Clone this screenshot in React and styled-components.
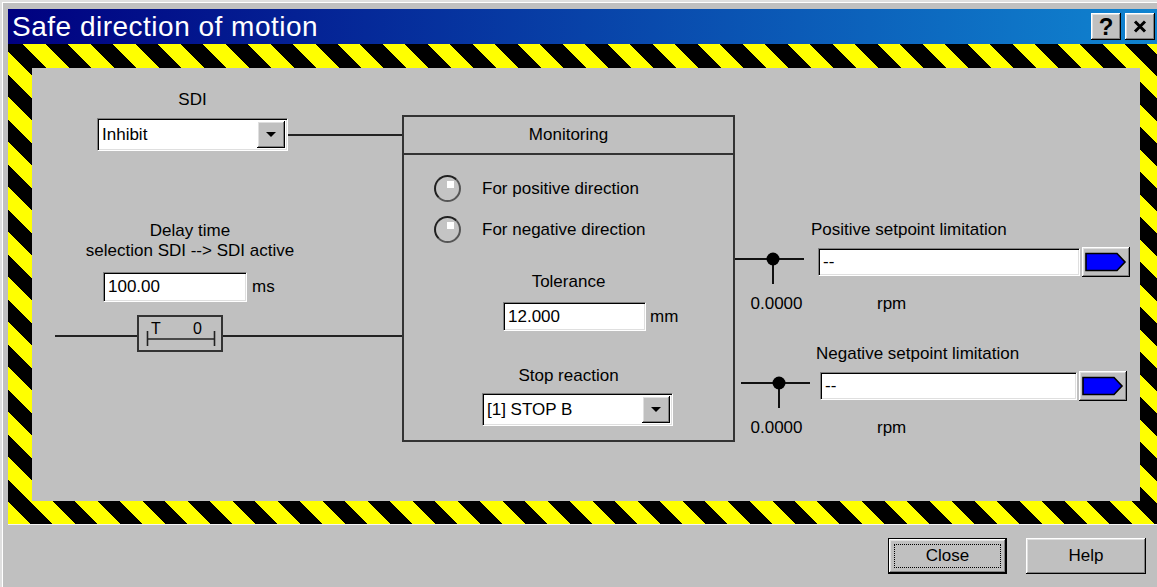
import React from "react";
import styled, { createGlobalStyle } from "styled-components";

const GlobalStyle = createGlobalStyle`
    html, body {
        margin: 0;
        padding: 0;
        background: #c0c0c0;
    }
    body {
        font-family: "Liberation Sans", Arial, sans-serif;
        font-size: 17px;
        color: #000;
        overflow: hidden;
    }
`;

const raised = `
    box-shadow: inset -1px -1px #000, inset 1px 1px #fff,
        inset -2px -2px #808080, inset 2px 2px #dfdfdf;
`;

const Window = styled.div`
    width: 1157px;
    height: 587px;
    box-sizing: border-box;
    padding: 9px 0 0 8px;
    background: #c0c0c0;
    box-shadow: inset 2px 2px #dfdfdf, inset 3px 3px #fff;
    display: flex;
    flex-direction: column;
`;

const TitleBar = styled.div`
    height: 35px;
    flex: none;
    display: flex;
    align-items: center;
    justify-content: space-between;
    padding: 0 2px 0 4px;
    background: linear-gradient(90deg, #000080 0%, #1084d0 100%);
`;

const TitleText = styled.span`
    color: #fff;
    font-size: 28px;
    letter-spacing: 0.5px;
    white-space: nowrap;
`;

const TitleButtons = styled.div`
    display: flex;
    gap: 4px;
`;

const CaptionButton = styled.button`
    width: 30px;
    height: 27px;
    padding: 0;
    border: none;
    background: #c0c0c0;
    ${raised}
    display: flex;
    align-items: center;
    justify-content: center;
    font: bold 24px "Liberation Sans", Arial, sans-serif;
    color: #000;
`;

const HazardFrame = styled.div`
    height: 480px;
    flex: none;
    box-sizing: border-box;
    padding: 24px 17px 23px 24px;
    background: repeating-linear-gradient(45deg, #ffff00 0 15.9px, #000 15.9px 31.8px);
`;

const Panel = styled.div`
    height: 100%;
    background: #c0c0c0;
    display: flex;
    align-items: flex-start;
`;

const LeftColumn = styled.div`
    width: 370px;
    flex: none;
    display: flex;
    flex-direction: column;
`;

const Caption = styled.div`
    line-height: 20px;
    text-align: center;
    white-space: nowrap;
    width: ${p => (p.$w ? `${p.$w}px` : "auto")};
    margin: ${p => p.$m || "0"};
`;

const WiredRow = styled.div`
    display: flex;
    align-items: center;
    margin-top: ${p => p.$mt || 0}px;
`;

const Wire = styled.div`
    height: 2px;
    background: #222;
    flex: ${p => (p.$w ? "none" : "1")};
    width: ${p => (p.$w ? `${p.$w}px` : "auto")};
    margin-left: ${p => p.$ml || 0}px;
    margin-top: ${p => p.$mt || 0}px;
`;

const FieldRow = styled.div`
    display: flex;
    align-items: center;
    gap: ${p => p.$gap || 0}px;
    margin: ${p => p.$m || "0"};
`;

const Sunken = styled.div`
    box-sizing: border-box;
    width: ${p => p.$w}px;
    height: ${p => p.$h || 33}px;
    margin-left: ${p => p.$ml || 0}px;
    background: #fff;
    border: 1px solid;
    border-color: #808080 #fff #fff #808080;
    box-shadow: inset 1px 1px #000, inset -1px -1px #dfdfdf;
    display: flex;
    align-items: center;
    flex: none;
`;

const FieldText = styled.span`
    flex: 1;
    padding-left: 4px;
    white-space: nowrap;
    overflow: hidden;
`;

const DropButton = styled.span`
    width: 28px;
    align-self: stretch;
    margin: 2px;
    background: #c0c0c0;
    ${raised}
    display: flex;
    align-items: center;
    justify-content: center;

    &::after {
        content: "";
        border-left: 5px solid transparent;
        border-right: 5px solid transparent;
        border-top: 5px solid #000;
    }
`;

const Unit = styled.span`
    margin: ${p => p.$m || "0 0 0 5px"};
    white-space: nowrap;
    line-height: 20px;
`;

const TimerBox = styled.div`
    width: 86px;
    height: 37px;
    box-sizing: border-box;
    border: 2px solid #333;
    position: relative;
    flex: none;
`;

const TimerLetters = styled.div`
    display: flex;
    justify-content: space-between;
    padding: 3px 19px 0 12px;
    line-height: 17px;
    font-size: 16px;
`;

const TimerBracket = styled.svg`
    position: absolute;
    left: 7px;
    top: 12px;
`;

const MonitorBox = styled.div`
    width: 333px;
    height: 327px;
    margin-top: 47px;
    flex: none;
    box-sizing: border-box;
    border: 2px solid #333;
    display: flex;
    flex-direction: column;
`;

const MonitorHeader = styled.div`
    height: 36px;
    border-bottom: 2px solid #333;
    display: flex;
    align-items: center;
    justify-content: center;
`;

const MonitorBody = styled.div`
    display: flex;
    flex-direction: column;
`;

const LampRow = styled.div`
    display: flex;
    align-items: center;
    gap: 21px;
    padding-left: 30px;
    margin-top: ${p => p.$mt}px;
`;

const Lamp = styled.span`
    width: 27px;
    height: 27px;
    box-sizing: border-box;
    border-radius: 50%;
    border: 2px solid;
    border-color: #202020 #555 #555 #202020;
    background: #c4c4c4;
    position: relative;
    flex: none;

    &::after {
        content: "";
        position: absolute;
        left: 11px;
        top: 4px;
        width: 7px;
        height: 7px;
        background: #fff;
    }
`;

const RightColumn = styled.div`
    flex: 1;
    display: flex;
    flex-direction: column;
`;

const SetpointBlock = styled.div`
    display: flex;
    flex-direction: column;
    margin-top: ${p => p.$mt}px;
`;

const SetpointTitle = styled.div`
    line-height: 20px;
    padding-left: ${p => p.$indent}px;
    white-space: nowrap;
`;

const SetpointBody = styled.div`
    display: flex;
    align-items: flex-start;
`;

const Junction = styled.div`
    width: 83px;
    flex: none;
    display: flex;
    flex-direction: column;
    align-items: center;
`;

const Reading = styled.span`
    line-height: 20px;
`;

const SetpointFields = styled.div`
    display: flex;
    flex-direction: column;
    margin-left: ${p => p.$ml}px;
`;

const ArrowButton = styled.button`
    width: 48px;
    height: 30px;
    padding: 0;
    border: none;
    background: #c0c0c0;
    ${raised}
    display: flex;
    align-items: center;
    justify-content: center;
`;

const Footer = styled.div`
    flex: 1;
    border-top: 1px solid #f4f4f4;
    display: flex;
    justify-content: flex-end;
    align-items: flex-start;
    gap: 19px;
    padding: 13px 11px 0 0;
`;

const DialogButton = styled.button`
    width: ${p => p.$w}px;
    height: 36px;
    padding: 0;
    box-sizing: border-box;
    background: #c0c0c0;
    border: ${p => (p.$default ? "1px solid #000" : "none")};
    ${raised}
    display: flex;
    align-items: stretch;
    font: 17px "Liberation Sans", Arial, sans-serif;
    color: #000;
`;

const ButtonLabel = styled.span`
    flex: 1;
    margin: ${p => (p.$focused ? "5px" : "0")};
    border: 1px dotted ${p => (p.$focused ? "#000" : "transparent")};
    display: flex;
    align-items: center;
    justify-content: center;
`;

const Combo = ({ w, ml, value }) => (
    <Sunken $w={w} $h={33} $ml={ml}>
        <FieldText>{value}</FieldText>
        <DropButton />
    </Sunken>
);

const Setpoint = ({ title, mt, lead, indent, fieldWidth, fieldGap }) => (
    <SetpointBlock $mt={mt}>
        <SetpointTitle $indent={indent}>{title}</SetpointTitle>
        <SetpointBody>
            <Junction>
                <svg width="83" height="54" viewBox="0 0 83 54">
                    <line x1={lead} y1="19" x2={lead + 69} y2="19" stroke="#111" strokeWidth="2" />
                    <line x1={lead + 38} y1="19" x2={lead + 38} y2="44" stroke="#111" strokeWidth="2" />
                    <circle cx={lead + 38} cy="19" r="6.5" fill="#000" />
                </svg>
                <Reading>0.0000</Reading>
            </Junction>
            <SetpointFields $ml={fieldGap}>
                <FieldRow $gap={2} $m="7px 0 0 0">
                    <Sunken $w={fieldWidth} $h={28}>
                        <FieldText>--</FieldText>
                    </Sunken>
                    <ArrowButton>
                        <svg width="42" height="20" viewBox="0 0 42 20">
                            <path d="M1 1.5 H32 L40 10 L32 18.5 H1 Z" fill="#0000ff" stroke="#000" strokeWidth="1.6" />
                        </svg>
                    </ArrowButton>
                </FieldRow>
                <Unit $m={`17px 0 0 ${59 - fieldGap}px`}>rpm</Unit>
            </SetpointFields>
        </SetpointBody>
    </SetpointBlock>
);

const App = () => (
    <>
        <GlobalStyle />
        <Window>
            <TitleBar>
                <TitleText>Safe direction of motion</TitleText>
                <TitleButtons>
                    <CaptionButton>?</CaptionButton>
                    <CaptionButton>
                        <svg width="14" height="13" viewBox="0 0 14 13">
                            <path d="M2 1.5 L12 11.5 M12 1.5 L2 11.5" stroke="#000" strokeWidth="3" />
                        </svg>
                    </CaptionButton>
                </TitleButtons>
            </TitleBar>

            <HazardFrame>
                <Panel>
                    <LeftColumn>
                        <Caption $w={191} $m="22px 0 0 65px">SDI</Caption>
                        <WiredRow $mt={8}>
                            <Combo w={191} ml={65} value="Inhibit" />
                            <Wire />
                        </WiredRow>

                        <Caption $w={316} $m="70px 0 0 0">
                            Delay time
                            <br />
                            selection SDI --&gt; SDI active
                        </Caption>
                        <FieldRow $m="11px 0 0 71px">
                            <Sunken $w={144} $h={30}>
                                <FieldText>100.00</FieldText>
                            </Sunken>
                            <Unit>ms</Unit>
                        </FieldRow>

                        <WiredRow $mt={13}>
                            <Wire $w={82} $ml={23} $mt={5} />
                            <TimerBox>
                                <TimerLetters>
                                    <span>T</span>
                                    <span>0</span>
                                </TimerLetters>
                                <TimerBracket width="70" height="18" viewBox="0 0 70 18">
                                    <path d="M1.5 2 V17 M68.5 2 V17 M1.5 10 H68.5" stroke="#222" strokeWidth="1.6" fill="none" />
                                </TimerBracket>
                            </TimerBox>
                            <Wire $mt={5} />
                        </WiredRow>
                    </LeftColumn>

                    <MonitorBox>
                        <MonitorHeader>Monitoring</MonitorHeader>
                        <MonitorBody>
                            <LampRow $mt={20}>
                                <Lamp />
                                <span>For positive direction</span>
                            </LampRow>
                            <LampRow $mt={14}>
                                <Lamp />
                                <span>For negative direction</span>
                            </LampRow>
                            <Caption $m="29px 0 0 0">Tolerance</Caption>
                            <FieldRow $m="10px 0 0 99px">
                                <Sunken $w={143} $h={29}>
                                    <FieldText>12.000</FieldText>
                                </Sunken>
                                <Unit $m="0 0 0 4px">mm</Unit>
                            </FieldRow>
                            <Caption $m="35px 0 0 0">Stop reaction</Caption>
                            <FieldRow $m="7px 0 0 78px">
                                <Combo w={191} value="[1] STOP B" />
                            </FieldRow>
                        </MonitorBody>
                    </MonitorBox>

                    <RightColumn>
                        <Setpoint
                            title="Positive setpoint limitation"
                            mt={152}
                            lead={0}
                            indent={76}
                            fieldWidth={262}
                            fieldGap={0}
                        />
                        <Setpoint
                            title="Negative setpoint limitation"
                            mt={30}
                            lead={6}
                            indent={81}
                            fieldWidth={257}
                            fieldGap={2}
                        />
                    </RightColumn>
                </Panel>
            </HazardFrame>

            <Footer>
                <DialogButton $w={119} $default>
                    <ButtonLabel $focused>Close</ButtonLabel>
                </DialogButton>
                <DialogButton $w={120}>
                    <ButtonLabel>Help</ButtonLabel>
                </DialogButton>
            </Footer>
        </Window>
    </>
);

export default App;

What this task involves: From the data above, copy each line where the string "components" appears.

Solution to this task:
Clone this screenshot in React and styled-components.
import styled, { createGlobalStyle } from "styled-components";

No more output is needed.